Imagine we want to predict the price of a car based on its mileage

import numpy as np
from sklearn.linear_model import LinearRegression

# Mileage of cars (in thousands of km)
mileage = np.array([10, 20, 40, 60, 80]).reshape(-1, 1)

# Corresponding car prices (in thousands of dollars)
price = np.array([30, 25, 20, 15, 10])

# Build linear regression model
model = LinearRegression()
model.fit(mileage, price)

# Extract slope and intercept
slope = model.coef_[0]
intercept = model.intercept_

print("Slope (m):", slope)
print("Intercept (b):", intercept)

# Predict price of a car with 50,000 km mileage
predicted = model.predict([[50]])
print("Predicted Price for 50k mileage:", predicted[0])

Output:

2. Feature Scaling and Normalization

Linear functions are also used in normalization techniques. Machine learning models get confused if one feature is in millions, like salary, and another in tens, like age. For this problem, we use linear scaling that compresses values into a smaller range.

For example:

import numpy as np

# Raw feature values (salary in dollars)
salary = np.array([25000, 50000, 75000, 100000, 125000])

# Apply manual min-max normalization
scaled_salary = (salary - salary.min()) / (salary.max() - salary.min())

print("Original:", salary)
print("Scaled:", scaled_salary)

3. Trend Analysis

Linear functions also help us capture straight-line trends in data over time.

Example: Suppose we track monthly sales of a new product:

import numpy as np
import matplotlib.pyplot as plt

# Months (1 to 6)
months = np.array([1, 2, 3, 4, 5, 6])

# Sales (in units)
sales = np.array([50, 65, 80, 95, 110, 125])

# Fit a linear trend line
m, b = np.polyfit(months, sales, 1)  # slope and intercept

# Predicted sales for trend line
trend_line = m * months + b

plt.scatter(months, sales, color="blue", label="Actual Sales")
plt.plot(months, trend_line, color="red", label=f"Trend Line: y={m:.1f}x+{b:.1f}")
plt.xlabel("Months")
plt.ylabel("Sales")
plt.title("Linear Trend in Product Sales")
plt.legend()
plt.grid(True)
plt.show()

Output of this code:

Linear Functions in Multiple Regression

In a simple linear function, we only have one input (x) to predict an output (y). But in the real world, outcomes are rarely influenced by just one factor.

Example: The price of a house doesn’t depend only on its size. It may also depend on:

The size of the house (in sq. ft.)
Number of bedrooms
Location score (how good the area is)

So, instead of one slope, we now have multiple slopes, one for each predictor.

The formula looks like this: y=m1x1+m2x2+m3x3+…+b

y = output (predicted value, like price)
x1,x2,x3… = input features
m1,m2,m3… = slopes (effect of each feature)
b = intercept (baseline value when all x’s = 0)
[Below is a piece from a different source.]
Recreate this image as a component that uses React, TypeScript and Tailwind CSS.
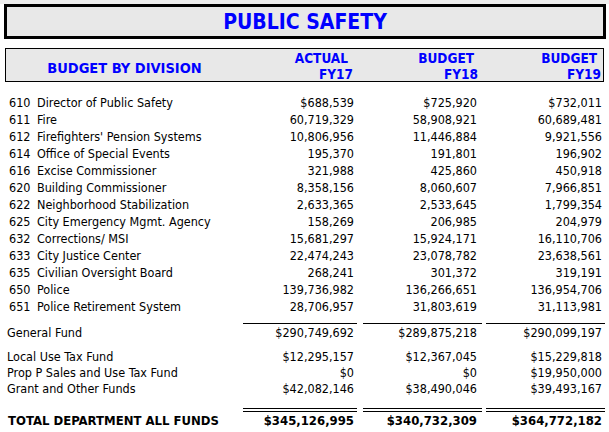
const rows: [string, string, string, string, string][] = [
  ["610", "Director of Public Safety", "$688,539", "$725,920", "$732,011"],
  ["611", "Fire", "60,719,329", "58,908,921", "60,689,481"],
  ["612", "Firefighters' Pension Systems", "10,806,956", "11,446,884", "9,921,556"],
  ["614", "Office of Special Events", "195,370", "191,801", "196,902"],
  ["616", "Excise Commissioner", "321,988", "425,860", "450,918"],
  ["620", "Building Commissioner", "8,358,156", "8,060,607", "7,966,851"],
  ["622", "Neighborhood Stabilization", "2,633,365", "2,533,645", "1,799,354"],
  ["625", "City Emergency Mgmt. Agency", "158,269", "206,985", "204,979"],
  ["632", "Corrections/ MSI", "15,681,297", "15,924,171", "16,110,706"],
  ["633", "City Justice Center", "22,474,243", "23,078,782", "23,638,561"],
  ["635", "Civilian Oversight Board", "268,241", "301,372", "319,191"],
  ["650", "Police", "139,736,982", "136,266,651", "136,954,706"],
  ["651", "Police Retirement System", "28,706,957", "31,803,619", "31,113,981"],
];

const funds: [string, string, string, string][] = [
  ["Local Use Tax Fund", "$12,295,157", "$12,367,045", "$15,229,818"],
  ["Prop P Sales and Use Tax Fund", "$0", "$0", "$19,950,000"],
  ["Grant and Other Funds", "$42,082,146", "$38,490,046", "$39,493,167"],
];

const grid = "grid grid-cols-[243px_117px_124px_122px]";

function Nums({ v }: { v: string[] }) {
  return (
    <>
      <div className="pr-[6px] text-right">{v[0]}</div>
      <div className="pr-[7px] text-right">{v[1]}</div>
      <div className="pr-[4px] text-right">{v[2]}</div>
    </>
  );
}

function Rule({ double }: { double?: boolean }) {
  const cls = double ? "h-[4px] border-y border-black" : "h-[1px] bg-black";
  return (
    <div className={grid}>
      <div />
      <div className={`${cls} mr-[3px]`} />
      <div className={`${cls} ml-[3px] mr-[2px]`} />
      <div className={`${cls} ml-[2px] mr-[1px]`} />
    </div>
  );
}

export default function App() {
  return (
    <div className="h-[432px] w-[609px] overflow-hidden bg-white font-['DejaVu_Sans',sans-serif] font-stretch-condensed text-[12.5px] text-black">
      <div className="h-[4px] bg-[#eeeeee]" />
      <div className="ml-[4px] flex h-[35px] w-[602px] items-center justify-center border-[3px] border-black bg-[#e8e8e8] pt-[3px] text-[21px] font-bold text-[#0000ff]">
        PUBLIC SAFETY
      </div>

      <div className="ml-[5px] mt-[9px] grid h-[34px] w-[599px] grid-cols-[237px_117px_124px_119px] border border-black bg-[#e8e8e8] text-[13.5px] font-bold leading-[16px] text-[#0000ff]">
        <div className="flex items-center justify-center pt-[4px] text-[14.5px]">BUDGET BY DIVISION</div>
        <div className="pt-[1px] text-right">
          <div className="pr-[12px]">ACTUAL</div>
          <div className="pr-[7px]">FY17</div>
        </div>
        <div className="pt-[1px] text-right">
          <div className="pr-[10px]">BUDGET</div>
          <div className="pr-[6px]">FY18</div>
        </div>
        <div className="pt-[1px] text-right">
          <div className="pr-[6px]">BUDGET</div>
          <div className="pr-[2px]">FY19</div>
        </div>
      </div>

      <div className="mt-[12px] leading-[17px]">
        {rows.map((r) => (
          <div key={r[0]} className={grid}>
            <div className="flex pl-[9px]">
              <span className="w-[28px]">{r[0]}</span>
              <span>{r[1]}</span>
            </div>
            <Nums v={r.slice(2)} />
          </div>
        ))}
      </div>

      <div className="mt-[8px]">
        <Rule />
      </div>
      <div className={`${grid} leading-[17px]`}>
        <div className="pl-[7px]">General Fund</div>
        <Nums v={["$290,749,692", "$289,875,218", "$290,099,197"]} />
      </div>

      <div className="mt-[8px] leading-[16px]">
        {funds.map((f) => (
          <div key={f[0]} className={grid}>
            <div className="pl-[7px]">{f[0]}</div>
            <Nums v={f.slice(1)} />
          </div>
        ))}
      </div>

      <div className="mt-[11px]">
        <Rule double />
      </div>
      <div className={`${grid} text-[13px] font-bold leading-[17px]`}>
        <div className="pl-[8px]">TOTAL DEPARTMENT ALL FUNDS</div>
        <Nums v={["$345,126,995", "$340,732,309", "$364,772,182"]} />
      </div>
    </div>
  );
}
Example of Multiple Linear Regression in Python

import numpy as np
from sklearn.linear_model import LinearRegression

# Sample data: predictors are size and number of bedrooms, response is price
X = np.array([[500, 1], [800, 2], [1200, 3], [1500, 4], [1800, 4]])
y = np.array([150, 200, 300, 350, 400])

# Create and fit the model
model = LinearRegression()
model.fit(X, y)

# Display coefficients (slopes) and intercept
print("Coefficients:", model.coef_)
print("Intercept:", model.intercept_)

Advantages and Limitations of Linear Functions

Advantages:

Simple and Interpretable: Linear functions are easy to understand and interpret, making them useful for simple predictive models.
Efficient to Compute: Linear functions don’t need heavy mathematical power or expensive machines. Even with millions of data points, they can be trained and used quickly because the calculations are straightforward.

Limitations:

Limited Flexibility: Linear functions draw a straight line, but real-world data isn’t always straight.
Sensitive to Outliers: Extreme values can distort the linear relationship, impacting model accuracy.

Exercise For Students

Imagine you run a small coffee shop. You collected data for 7 days: how many people visited your shop and how much total money you earned from coffee sales.

Here’s your dataset:

Visitors (x)	Coffee Sales in ₹ (y)
20	400
35	700
50	1000
65	1300
80	1600
100	2000
120	2400

Questions for Students

Write the linear function that best describes the relationship between visitors (x) and sales (y).
- Hint: Look at how sales increase when visitors increase.
Interpret the slope of the function.
- What does the slope tell you about sales per visitor?
Predict the sales if:
- 150 people visit in a day.
- 10 people visit in a day.
Discussion:
- If one day, a company books a party order of ₹5000 with only 10 visitors, will the linear function still work? Why or why not?